Authors on the Bench

- Terry Ambrose:
Short answer: everywhere. Long answer, I look as life as one big treasure trove of ideas. From personal experiences to what’s doing on in the world, I’ve incorporated all of it. For instance, in Death by Blueprint, the ninth Seaside Cove Bed & Breakfast Mystery, I drew on our latest home renovation project. The contractor irked me so much when he turned our carefully thought out project plan on its head that I decided I needed to take my revenge. He got his comeuppance, and we got a beautiful backyard! Seems fair to me.
- Nancy J. Cohen:
Ideas are everywhere, inspired by personal experiences, settings, news articles, people we meet, snippets of conversation that we overhear, or even an item that catches our interest.
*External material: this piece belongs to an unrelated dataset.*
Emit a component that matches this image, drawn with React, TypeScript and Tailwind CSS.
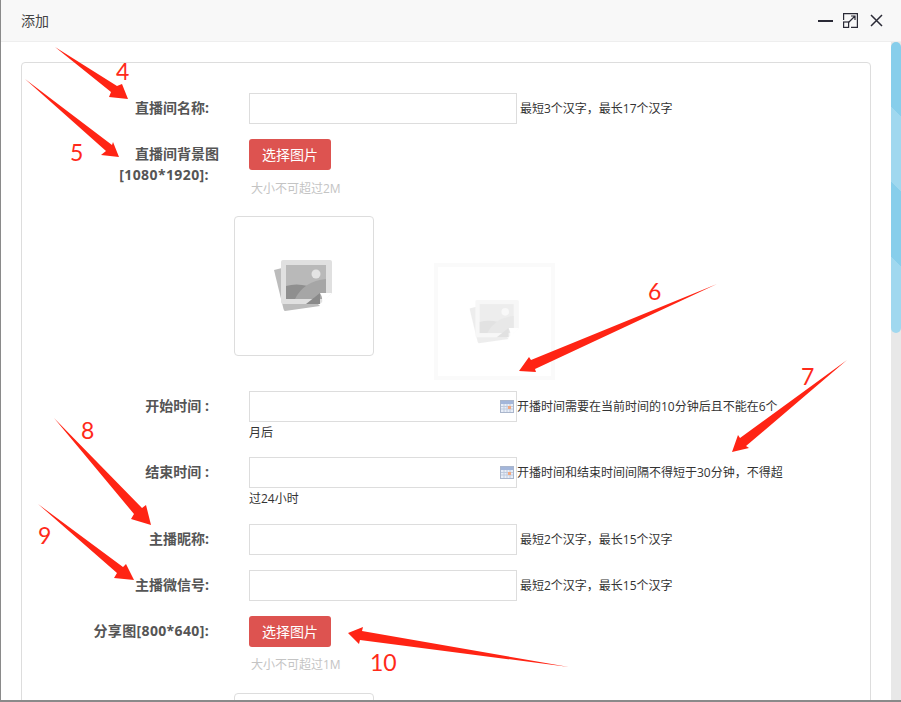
const Arrows = () => {
  const arrows = [
    "54,47 116,86 121,84 127,99 108,97 110,92",
    "24,79 111,145 112,142 118,157 100,155 105,151",
    "716,284 530,360 528,357 518,371 535,372 534,369",
    "846,360 739,438 737,435 731,452 748,448 745,446",
    "53,418 141,508 145,505 150,525 130,519 133,514",
    "37,504 122,567 125,564 133,580 113,578 116,573",
    "568,667 361,631 362,627 347,633 358,644 359,640",
  ]
  return (
    <svg className="absolute left-0 top-0 pointer-events-none" width="901" height="702" viewBox="0 0 901 702">
      {arrows.map((points) => (
        <polygon key={points} points={points} fill="#ff2414" />
      ))}
    </svg>
  )
}

const Mark = ({ text, className }: { text: string; className: string }) => (
  <span className={`absolute text-[23px] leading-[26px] text-[#ff2a1a] font-['Lato',sans-serif] ${className}`}>{text}</span>
)

const PictureIcon = () => (
  <svg width="60" height="56" viewBox="0 0 60 56">
    <path d="M0 12 L8 10 L46 48 L11 53 Q10 53 9.500 51 Z" fill="#bcbcbc" />
    <path d="M9 2 H56 Q58 2 58 4 V35 L46 46 H9 Q7 46 7 44 V4 Q7 2 9 2 Z" fill="#e0e0e0" />
    <rect x="12" y="7" width="40" height="34" fill="#b9b9b9" />
    <circle cx="42" cy="16" r="4.500" fill="#e4e4e4" />
    <path d="M12 41 V28 Q22 25 34 28 L26 41 Z" fill="#8f8f8f" />
    <path d="M21 41 Q30 23 52 21 V41 Z" fill="#a6a6a6" />
    <path d="M32 46 L46 35 V46 Z" fill="#8a8a8a" />
    <path d="M46 35 H58 L48 45 Q49 40 46 35 Z" fill="#ffffff" />
  </svg>
)

const CalendarIcon = () => (
  <svg className="absolute right-[3px] top-[9px]" width="14" height="13" viewBox="0 0 14 13">
    <rect x="0.500" y="0.500" width="13" height="12" fill="#e8eef8" stroke="#aab6cc" />
    <rect x="1" y="1" width="12" height="3" fill="#a3b6da" />
    <path d="M1 6.500H13M1 9H13M4 4V12M7 4V12M10 4V12" stroke="#c0cbde" />
    <rect x="8" y="6" width="3" height="3" fill="#f2a880" />
  </svg>
)

const Row = ({ label, className = "", children }: { label: React.ReactNode; className?: string; children: React.ReactNode }) => (
  <div className={`flex ${className}`}>
    <label className="w-[187px] shrink-0 text-right text-sm font-bold leading-[29px] text-[#555]">{label}</label>
    <div className="ml-[40px] w-[540px] text-xs text-[#333]">{children}</div>
  </div>
)

const TextInput = ({ calendar = false }: { calendar?: boolean }) => (
  <span className="relative inline-block align-middle">
    <input className="block h-[31px] w-[268px] border border-[#ddd] bg-white" />
    {calendar && <CalendarIcon />}
  </span>
)

const PickButton = () => (
  <button className="block h-[31px] w-[82px] rounded-[3px] bg-[#dd5350] text-sm text-white">选择图片</button>
)

const PictureBox = () => (
  <div className="flex h-[140px] w-[140px] items-center justify-center rounded-[4px] border border-[#ddd] bg-white">
    <PictureIcon />
  </div>
)

export default function App() {
  return (
    <div className="relative flex h-[702px] w-[901px] flex-col overflow-hidden border-b-2 border-l border-[#8a8a8a] bg-white font-['Open_Sans','Noto_Sans_CJK_SC',sans-serif]">
      <div className="flex h-[42px] shrink-0 items-center justify-between border-b border-[#eee] bg-[#f8f8f8] pl-5 pr-[18px]">
        <span className="text-sm text-[#444]">添加</span>
        <div className="flex items-center text-[#2a2a36]">
          <svg width="15" height="14" viewBox="0 0 15 14">
            <rect x="0" y="6" width="15" height="2" fill="currentColor" />
          </svg>
          <svg className="ml-[10px]" width="15" height="15" viewBox="0 0 15 15" fill="none" stroke="currentColor" strokeWidth="1.200">
            <path d="M0.600 7V0.600H14.400V14.400H8M5.500 9.500L12 3M8 3H12V7" />
            <rect x="0.600" y="9" width="5" height="5.400" />
          </svg>
          <svg className="ml-[12px]" width="13" height="13" viewBox="0 0 13 13" fill="none" stroke="currentColor" strokeWidth="1.500">
            <path d="M1 1L12 12M12 1L1 12" />
          </svg>
        </div>
      </div>

      <div className="flex min-h-0 flex-1">
        <div className="min-w-0 flex-1 px-5 pt-5">
          <div className="h-[800px] rounded-[4px] border border-[#ddd] pt-[30px]">
            <Row label="直播间名称:">
              <TextInput />
              <span className="ml-[3px] align-middle">最短3个汉字，最长17个汉字</span>
            </Row>

            <Row
              className="mt-[15px]"
              label={
                <span className="block pt-[4px] leading-[21px]">
                  <span className="-mr-[10px] block">直播间背景图</span>
                  <span className="tracking-[0.4px]">[1080*1920]:</span>
                </span>
              }
            >
              <PickButton />
              <p className="ml-[2px] mt-[9px] leading-[20px] text-[#c4c4c4]">大小不可超过2M</p>
              <div className="-ml-[15px] mt-[17px]">
                <PictureBox />
              </div>
            </Row>

            <Row className="mt-[35px]" label="开始时间 :">
              <div className="leading-[21px]">
                <TextInput calendar />
                <span className="align-middle">开播时间需要在当前时间的10分钟后且不能在6个</span>
                <br />
                月后
              </div>
            </Row>

            <Row className="mt-[14px]" label="结束时间 :">
              <div className="leading-[21px]">
                <TextInput calendar />
                <span className="align-middle">开播时间和结束时间间隔不得短于30分钟，不得超</span>
                <br />
                过24小时
              </div>
            </Row>

            <Row className="mt-[15px]" label="主播昵称:">
              <TextInput />
              <span className="ml-[3px] align-middle">最短2个汉字，最长15个汉字</span>
            </Row>

            <Row className="mt-[15px]" label="主播微信号:">
              <TextInput />
              <span className="ml-[3px] align-middle">最短2个汉字，最长15个汉字</span>
            </Row>

            <Row className="mt-[15px]" label={<span className="tracking-[0.35px]">分享图[800*640]:</span>}>
              <PickButton />
              <p className="ml-[2px] mt-[8px] leading-[20px] text-[#c4c4c4]">大小不可超过1M</p>
              <div className="-ml-[15px] mt-[18px]">
                <PictureBox />
              </div>
            </Row>
          </div>
        </div>

        <div className="w-[10px] shrink-0 bg-[#e8e8e8]">
          <div className="h-[291px] rounded-[5px] bg-[repeating-linear-gradient(225deg,#87ceeb_0,#87ceeb_53px,#a0d8ef_53px,#a0d8ef_106px)]" />
        </div>
      </div>

      <div className="absolute left-[433px] top-[263px] flex h-[117px] w-[121px] items-center justify-center border-4 border-[#fafafa]">
        <div className="scale-[0.85] opacity-25">
          <PictureIcon />
        </div>
      </div>

      <Arrows />
      <Mark text="4" className="left-[115px] top-[58px]" />
      <Mark text="5" className="left-[69px] top-[139px]" />
      <Mark text="6" className="left-[647px] top-[278px]" />
      <Mark text="7" className="left-[800px] top-[363px]" />
      <Mark text="8" className="left-[80px] top-[417px]" />
      <Mark text="9" className="left-[37px] top-[522px]" />
      <Mark text="10" className="left-[369px] top-[649px]" />
    </div>
  )
}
Most of us have more ideas than we can write in a lifetime. And when you write a series, the stories begin to generate from the characters, who can be the springboard for a new story.
- Debra H. Goldstein:
Although I steal from the news, observing people’s behavior, or imagining what folks are saying to each other, the reality is that once I get the little gem to start writing something (whether from a prompt or an independent idea), it is the voices of the characters that I hear in my head that propels my writing.
- Cheryl Hollon:
My stories grow out of my own experiences. I find that the best mysteries come from moments I’ve lived, places I’ve walked, people I’ve met, and challenges I’ve faced. To write authentically, I need to have been there, done that, and maybe taken a few notes along the way.
- Maggie Toussaint:
I used to be a sponge, absorbing ideas from every source: a chance overheard conversation in a public place, something on the news, an injustice, a story I heard. The list never ends. Then I started writing character-centric books. After determining a character’s strengths and weaknesses, I target their weak points, for the mystery and/or their personal character arc.
- Lois Winston
Mostly from the news. I’m a total news junkie. My latest book, Embroidered Lies and Alibis, the 15th Anastasia Pollack Crafting Mystery, incorporates both elder and crypto scams that I read about in the newspaper and saw on the evening news.